What you should do :: In the material below, identify each line bearing the word "this". Reproduce those lines.

Raw records ::
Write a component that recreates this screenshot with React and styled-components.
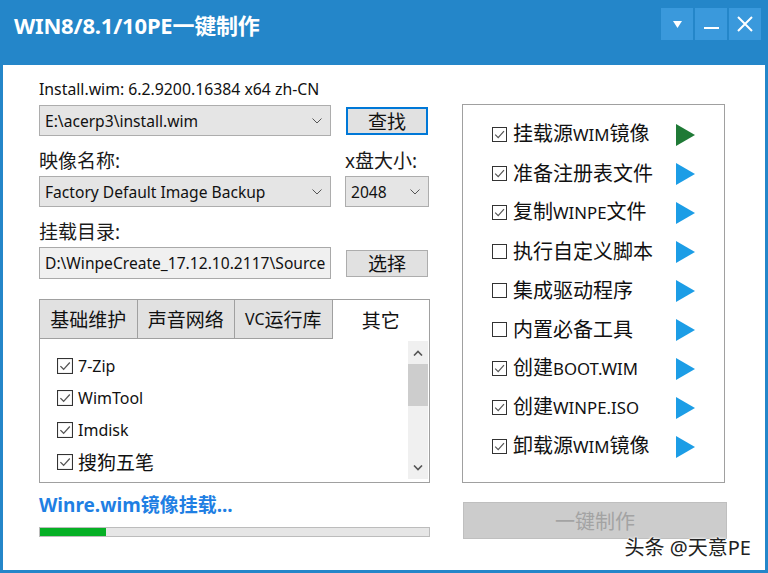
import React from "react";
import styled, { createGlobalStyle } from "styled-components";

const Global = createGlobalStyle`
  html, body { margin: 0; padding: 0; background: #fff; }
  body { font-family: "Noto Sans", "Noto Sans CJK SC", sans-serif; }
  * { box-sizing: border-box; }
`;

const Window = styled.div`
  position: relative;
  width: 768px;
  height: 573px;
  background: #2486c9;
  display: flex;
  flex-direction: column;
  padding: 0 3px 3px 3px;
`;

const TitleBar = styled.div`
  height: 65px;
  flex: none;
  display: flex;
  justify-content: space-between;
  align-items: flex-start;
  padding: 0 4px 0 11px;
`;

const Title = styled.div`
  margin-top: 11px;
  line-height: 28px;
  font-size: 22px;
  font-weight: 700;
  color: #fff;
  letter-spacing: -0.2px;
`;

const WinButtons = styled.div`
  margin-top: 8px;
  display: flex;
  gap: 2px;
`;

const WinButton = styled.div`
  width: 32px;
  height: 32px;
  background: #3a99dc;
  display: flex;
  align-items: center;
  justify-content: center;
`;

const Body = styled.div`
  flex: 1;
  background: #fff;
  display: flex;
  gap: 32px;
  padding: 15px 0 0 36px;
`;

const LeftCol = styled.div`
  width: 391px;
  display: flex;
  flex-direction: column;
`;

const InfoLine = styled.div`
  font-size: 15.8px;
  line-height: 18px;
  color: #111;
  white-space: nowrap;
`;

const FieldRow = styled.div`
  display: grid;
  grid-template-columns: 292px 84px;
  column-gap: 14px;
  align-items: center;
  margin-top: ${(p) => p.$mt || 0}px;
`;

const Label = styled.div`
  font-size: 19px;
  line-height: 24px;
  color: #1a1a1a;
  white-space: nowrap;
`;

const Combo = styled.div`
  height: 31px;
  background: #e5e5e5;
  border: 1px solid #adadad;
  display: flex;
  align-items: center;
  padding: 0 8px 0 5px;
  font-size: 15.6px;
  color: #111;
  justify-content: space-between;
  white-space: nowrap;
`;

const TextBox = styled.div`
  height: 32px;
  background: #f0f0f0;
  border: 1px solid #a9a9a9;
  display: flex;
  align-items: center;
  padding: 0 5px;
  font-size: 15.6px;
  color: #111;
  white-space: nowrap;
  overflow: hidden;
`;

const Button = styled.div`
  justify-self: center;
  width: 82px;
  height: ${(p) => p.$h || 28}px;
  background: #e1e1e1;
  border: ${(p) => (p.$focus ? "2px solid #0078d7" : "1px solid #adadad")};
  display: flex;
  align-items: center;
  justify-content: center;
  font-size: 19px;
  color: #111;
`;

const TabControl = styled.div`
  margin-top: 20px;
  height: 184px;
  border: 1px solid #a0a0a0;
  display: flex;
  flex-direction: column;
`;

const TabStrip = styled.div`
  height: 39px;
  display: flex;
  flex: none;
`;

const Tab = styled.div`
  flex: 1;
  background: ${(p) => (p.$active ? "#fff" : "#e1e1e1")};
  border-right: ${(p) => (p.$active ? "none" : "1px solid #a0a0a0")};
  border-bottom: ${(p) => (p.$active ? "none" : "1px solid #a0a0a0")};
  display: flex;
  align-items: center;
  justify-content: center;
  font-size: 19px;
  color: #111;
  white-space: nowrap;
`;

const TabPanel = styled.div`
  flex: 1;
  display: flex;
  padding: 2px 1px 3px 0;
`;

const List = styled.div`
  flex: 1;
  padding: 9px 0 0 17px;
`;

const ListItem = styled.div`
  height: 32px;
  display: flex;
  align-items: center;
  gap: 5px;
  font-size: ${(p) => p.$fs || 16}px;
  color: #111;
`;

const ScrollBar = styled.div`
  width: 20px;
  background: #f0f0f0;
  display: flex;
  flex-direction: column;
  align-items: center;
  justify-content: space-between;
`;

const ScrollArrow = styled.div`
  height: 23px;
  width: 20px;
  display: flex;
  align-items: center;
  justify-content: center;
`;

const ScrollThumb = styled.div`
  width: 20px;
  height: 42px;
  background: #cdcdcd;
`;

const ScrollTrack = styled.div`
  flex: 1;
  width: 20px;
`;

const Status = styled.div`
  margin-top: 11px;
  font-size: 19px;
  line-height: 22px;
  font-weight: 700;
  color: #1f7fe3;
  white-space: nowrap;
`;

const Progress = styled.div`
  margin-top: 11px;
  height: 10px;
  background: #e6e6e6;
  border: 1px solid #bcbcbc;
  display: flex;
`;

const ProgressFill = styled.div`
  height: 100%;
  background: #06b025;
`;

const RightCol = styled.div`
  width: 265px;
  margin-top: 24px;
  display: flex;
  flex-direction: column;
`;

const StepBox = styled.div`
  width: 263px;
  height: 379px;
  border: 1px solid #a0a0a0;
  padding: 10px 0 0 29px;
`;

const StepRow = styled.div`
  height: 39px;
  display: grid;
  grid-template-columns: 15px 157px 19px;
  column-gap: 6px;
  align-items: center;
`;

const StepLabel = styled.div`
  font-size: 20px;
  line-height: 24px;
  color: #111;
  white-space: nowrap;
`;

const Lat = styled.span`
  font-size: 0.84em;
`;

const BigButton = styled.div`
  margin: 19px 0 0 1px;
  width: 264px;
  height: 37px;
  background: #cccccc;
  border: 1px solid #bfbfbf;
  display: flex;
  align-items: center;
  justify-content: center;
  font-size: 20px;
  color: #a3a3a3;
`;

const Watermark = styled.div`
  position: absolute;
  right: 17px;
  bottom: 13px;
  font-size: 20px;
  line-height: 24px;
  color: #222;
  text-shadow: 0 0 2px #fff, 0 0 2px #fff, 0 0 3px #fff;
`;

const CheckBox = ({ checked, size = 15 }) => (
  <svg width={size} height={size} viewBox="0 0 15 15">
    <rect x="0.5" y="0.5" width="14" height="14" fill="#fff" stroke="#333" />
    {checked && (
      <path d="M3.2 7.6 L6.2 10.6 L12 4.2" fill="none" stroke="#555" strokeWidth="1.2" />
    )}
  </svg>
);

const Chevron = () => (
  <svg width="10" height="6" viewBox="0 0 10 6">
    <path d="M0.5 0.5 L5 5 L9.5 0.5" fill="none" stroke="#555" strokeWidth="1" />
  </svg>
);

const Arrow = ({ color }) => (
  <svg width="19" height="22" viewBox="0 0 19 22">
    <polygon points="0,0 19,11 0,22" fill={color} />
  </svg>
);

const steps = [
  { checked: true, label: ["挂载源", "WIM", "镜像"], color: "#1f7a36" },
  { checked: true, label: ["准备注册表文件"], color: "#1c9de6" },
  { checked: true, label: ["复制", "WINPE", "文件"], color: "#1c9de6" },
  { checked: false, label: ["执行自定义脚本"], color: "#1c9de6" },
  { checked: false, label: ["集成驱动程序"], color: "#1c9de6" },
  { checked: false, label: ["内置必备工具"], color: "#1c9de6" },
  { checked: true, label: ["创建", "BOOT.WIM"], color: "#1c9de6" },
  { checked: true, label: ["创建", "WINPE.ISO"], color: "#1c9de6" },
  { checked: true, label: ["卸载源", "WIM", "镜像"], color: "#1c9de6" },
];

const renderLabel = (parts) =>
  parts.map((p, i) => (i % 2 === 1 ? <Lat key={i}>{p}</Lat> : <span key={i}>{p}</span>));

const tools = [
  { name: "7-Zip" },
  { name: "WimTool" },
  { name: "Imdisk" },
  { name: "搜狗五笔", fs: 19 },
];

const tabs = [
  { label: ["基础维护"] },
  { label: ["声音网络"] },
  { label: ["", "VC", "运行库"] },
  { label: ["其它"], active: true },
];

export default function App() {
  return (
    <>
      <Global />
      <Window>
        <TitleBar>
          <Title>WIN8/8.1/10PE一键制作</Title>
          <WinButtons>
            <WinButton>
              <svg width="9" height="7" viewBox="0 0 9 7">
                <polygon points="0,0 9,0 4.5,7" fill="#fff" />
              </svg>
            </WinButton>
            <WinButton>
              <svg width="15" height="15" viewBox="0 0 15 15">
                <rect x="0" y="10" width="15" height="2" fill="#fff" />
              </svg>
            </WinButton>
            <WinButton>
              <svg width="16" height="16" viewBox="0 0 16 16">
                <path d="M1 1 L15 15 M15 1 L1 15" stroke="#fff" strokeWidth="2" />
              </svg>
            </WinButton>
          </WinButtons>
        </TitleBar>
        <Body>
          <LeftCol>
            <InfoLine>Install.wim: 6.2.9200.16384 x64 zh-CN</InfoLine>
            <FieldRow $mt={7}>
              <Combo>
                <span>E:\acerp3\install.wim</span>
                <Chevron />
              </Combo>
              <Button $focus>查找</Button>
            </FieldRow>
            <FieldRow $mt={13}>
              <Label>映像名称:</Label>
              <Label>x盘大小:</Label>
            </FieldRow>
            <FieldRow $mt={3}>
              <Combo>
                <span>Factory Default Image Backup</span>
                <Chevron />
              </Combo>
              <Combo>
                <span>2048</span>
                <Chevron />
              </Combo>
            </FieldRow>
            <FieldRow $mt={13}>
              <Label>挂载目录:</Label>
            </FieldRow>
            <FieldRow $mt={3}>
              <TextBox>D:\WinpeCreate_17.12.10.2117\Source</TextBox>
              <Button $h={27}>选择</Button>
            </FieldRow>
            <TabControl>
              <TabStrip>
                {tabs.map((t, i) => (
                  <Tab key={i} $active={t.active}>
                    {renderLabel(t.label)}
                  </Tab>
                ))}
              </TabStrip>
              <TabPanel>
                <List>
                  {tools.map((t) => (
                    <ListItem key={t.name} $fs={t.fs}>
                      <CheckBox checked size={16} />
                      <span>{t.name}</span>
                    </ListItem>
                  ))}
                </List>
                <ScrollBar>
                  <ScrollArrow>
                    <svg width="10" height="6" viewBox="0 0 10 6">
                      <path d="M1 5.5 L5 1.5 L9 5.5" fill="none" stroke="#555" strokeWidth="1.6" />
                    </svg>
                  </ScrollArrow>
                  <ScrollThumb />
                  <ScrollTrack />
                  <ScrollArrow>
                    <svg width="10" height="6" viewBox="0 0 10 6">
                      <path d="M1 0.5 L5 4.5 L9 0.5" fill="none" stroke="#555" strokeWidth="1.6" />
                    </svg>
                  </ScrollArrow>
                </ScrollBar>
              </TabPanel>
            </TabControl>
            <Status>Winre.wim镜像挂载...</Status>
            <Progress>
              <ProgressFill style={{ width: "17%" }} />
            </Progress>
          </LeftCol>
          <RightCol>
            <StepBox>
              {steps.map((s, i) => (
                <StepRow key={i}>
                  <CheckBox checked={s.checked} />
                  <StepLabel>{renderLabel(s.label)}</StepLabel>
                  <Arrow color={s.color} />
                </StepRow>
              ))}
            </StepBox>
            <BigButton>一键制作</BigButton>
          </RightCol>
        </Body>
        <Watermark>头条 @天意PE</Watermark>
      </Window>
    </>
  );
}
--
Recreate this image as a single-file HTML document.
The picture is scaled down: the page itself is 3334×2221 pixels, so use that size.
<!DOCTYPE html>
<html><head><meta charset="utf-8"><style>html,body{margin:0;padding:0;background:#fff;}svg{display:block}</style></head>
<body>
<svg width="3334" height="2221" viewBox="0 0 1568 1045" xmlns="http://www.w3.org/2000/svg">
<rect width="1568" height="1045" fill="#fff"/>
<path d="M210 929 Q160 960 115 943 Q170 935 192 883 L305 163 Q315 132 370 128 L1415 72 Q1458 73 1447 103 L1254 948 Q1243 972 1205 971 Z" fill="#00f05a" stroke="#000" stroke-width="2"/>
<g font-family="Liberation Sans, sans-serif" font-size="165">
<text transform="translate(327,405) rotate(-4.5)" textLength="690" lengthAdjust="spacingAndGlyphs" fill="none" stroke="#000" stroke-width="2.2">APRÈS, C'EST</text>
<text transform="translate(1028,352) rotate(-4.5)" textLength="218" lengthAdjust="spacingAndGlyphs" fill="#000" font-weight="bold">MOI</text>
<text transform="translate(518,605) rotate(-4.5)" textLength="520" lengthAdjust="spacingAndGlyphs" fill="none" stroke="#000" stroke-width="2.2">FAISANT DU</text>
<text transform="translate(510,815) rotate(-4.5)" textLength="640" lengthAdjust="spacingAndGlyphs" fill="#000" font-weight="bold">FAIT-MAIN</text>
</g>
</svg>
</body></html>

Exercise answer ::
Write a component that recreates this screenshot with React and styled-components.
Recreate this image as a single-file HTML document.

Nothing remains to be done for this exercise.